|Researchers:||Andreas Hackethal, Tobin Hanspal, Dominique Lammer|
This project consists of two related papers. The first attempts to answer the research question “who invests in cryptocurrencies?” while the second focuses on how asymmetric returns and fees in the portfolios of peers can affect individual portfolio allocation.
While cryptocurrencies have existed for the last decade, these assets have recently begun to gain widespread attention from the media, individual households, financial institutions, and regulatory agencies. Despite growing interest, cryptocurrencies are still under-researched academically. Most notably, information on the characteristics and behaviors of individual investors who chose to buy and trade these assets remains largely undocumented. One reason for the lack of empirical research in this area is due to the inherent anonymous nature of cryptocurrencies. In this paper we provide an initial examination of who invests in cryptocurrencies by exploiting indirect investments into cryptocurrency-based structured retail products. While relatively new to the marketplace, these assets provide an indirect avenue into cryptocurrency investments. These structured products, like participation or index certificates allow shareholders to invest indirectly in a particular cryptocurrency via their existing investment account. Our paper will consider which types of investors are drawn to these assets and quantify their relative performance.

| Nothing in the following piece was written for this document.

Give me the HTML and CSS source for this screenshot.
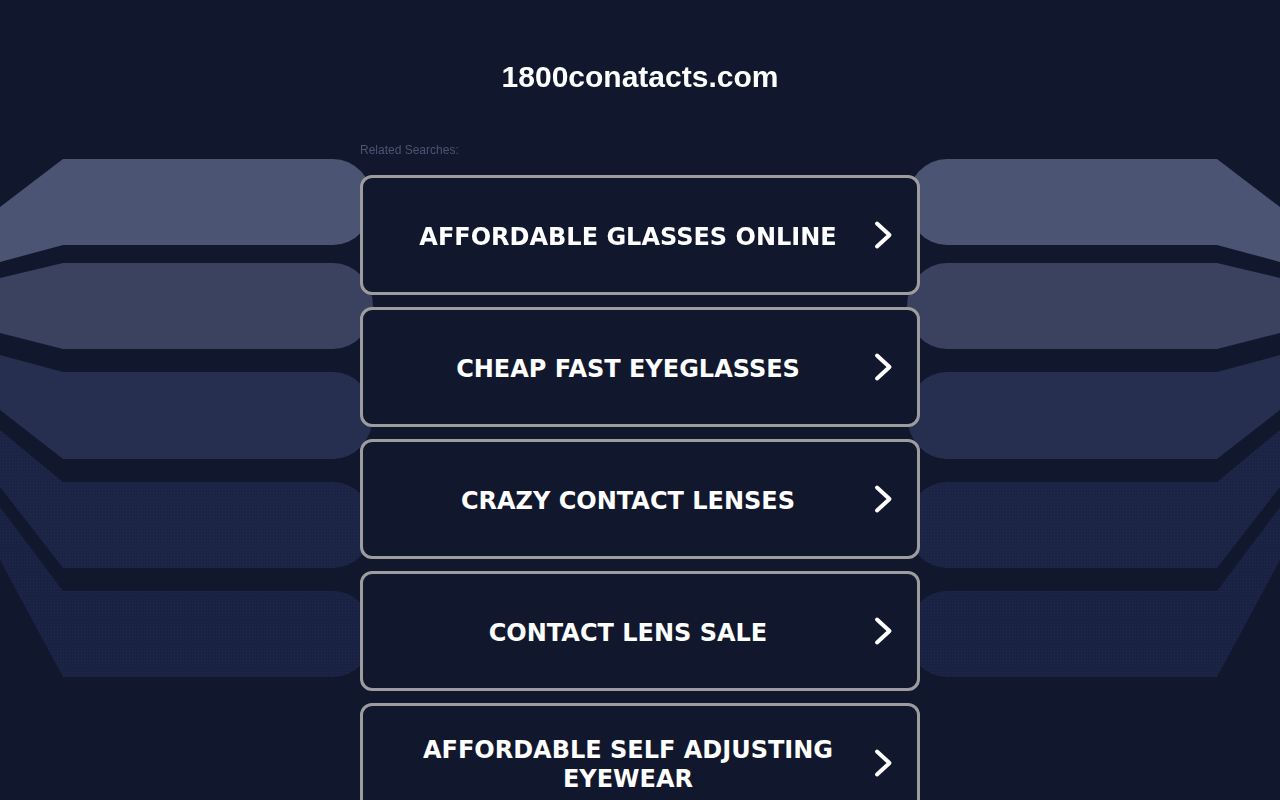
FILE: index.html
```html
<!DOCTYPE html>
<html lang="en">
<head>
<meta charset="utf-8">
<title>1800conatacts.com</title>
<link rel="stylesheet" href="styles.css">
</head>
<body>
<svg class="bg" width="1280" height="800" viewBox="0 0 1280 800" aria-hidden="true">
  <defs>
    <pattern id="dots4" width="3" height="3" patternUnits="userSpaceOnUse">
      <rect width="3" height="3" fill="#1c2445"/>
      <rect width="1" height="1" fill="#222b4e"/>
    </pattern>
    <pattern id="dots5" width="3" height="3" patternUnits="userSpaceOnUse">
      <rect width="3" height="3" fill="#1a2243"/>
      <rect width="1" height="1" fill="#20294b"/>
    </pattern>
    <g id="bands">
      <path fill="#4b5573" d="M0,207 L63,159 L333,159 A40,43 0 0 1 333,245 L63,245 L0,262 Z"/>
      <path fill="#3a4260" d="M0,278 L63,263 L333,263 A40,43 0 0 1 333,349 L63,349 L0,333 Z"/>
      <path fill="#262f4f" d="M0,355 L63,372 L333,372 A40,43.5 0 0 1 333,459 L63,459 L0,410 Z"/>
      <path fill="url(#dots4)" d="M0,430 L63,482 L333,482 A40,43 0 0 1 333,568 L63,568 L0,487 Z"/>
      <path fill="url(#dots5)" d="M0,507 L63,591 L333,591 A40,43 0 0 1 333,677 L63,677 L0,560 Z"/>
    </g>
  </defs>
  <use href="#bands"/>
  <use href="#bands" transform="translate(1280,0) scale(-1,1)"/>
</svg>

<main class="page">
  <h1 class="title">1800conatacts.com</h1>
  <div class="related">Related Searches:</div>
  <ul class="links">
    <li><a class="link" href="#"><span class="label">AFFORDABLE GLASSES ONLINE</span><svg class="chev" viewBox="0 0 24 24" width="24" height="24"><polyline points="5,0.5 17.5,12 5,23.5"/></svg></a></li>
    <li><a class="link" href="#"><span class="label">CHEAP FAST EYEGLASSES</span><svg class="chev" viewBox="0 0 24 24" width="24" height="24"><polyline points="5,0.5 17.5,12 5,23.5"/></svg></a></li>
    <li><a class="link" href="#"><span class="label">CRAZY CONTACT LENSES</span><svg class="chev" viewBox="0 0 24 24" width="24" height="24"><polyline points="5,0.5 17.5,12 5,23.5"/></svg></a></li>
    <li><a class="link" href="#"><span class="label">CONTACT LENS SALE</span><svg class="chev" viewBox="0 0 24 24" width="24" height="24"><polyline points="5,0.5 17.5,12 5,23.5"/></svg></a></li>
    <li><a class="link" href="#"><span class="label">AFFORDABLE SELF ADJUSTING EYEWEAR</span><svg class="chev" viewBox="0 0 24 24" width="24" height="24"><polyline points="5,0.5 17.5,12 5,23.5"/></svg></a></li>
  </ul>
</main>
</body>
</html>
```

FILE: styles.css
```css
html, body {
  margin: 0;
  padding: 0;
  background: #11172c;
}

body {
  font-family: "Liberation Sans", Arial, sans-serif;
  color: #ffffff;
}

.bg {
  position: fixed;
  left: 0;
  top: 0;
  z-index: 0;
}

.page {
  position: relative;
  z-index: 1;
  width: 560px;
  margin: 0 auto;
  padding-top: 60px;
}

.title {
  margin: 0;
  font-size: 30px;
  line-height: 34px;
  font-weight: bold;
  text-align: center;
  color: #ffffff;
}

.related {
  margin-top: 49px;
  font-size: 12px;
  line-height: 14px;
  color: #4b5573;
}

.links {
  list-style: none;
  margin: 18px 0 0;
  padding: 0;
  display: flex;
  flex-direction: column;
  gap: 12px;
}

.link {
  box-sizing: border-box;
  height: 120px;
  display: flex;
  align-items: center;
  padding: 0 21.5px;
  border: 3px solid #9d9d9f;
  border-radius: 12px;
  background: #11172c;
  text-decoration: none;
  color: #ffffff;
}

.label {
  flex: 1;
  padding-top: 4px;
  text-align: center;
  font-family: "DejaVu Sans", Verdana, sans-serif;
  font-weight: bold;
  font-size: 24px;
  line-height: 29px;
}

.chev {
  flex: 0 0 24px;
  overflow: visible;
  fill: none;
  stroke: #ffffff;
  stroke-width: 4;
  stroke-linecap: round;
  stroke-linejoin: round;
}
```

In a second paper, we use a novel setting to examine peer-effects in investment decisions. We leverage administrative retail bank data and measure the peer relationships between customers that recommended the bank to an acquaintance and those who got recommended. Our data allows us to precisely measure the connection between the individuals in our sample and therefore limited assumptions need to be made about the composition of peer groups. To investigate performance, our null hypothesis under a standard model of behavior is that if individual investors are influenced by the actions of their peers, they are influenced equally by gains as they are with losses. We expect to find that this is not the case, and the influence of peer decisions on own portfolio choices is asymmetrical. We then explore the mechanism behind this finding – are gains and losses treated differently because peers share select information? Or rather because peers learn from the failures of their network. Finally, we examine how information about fees and costly funds are transmitted between peers.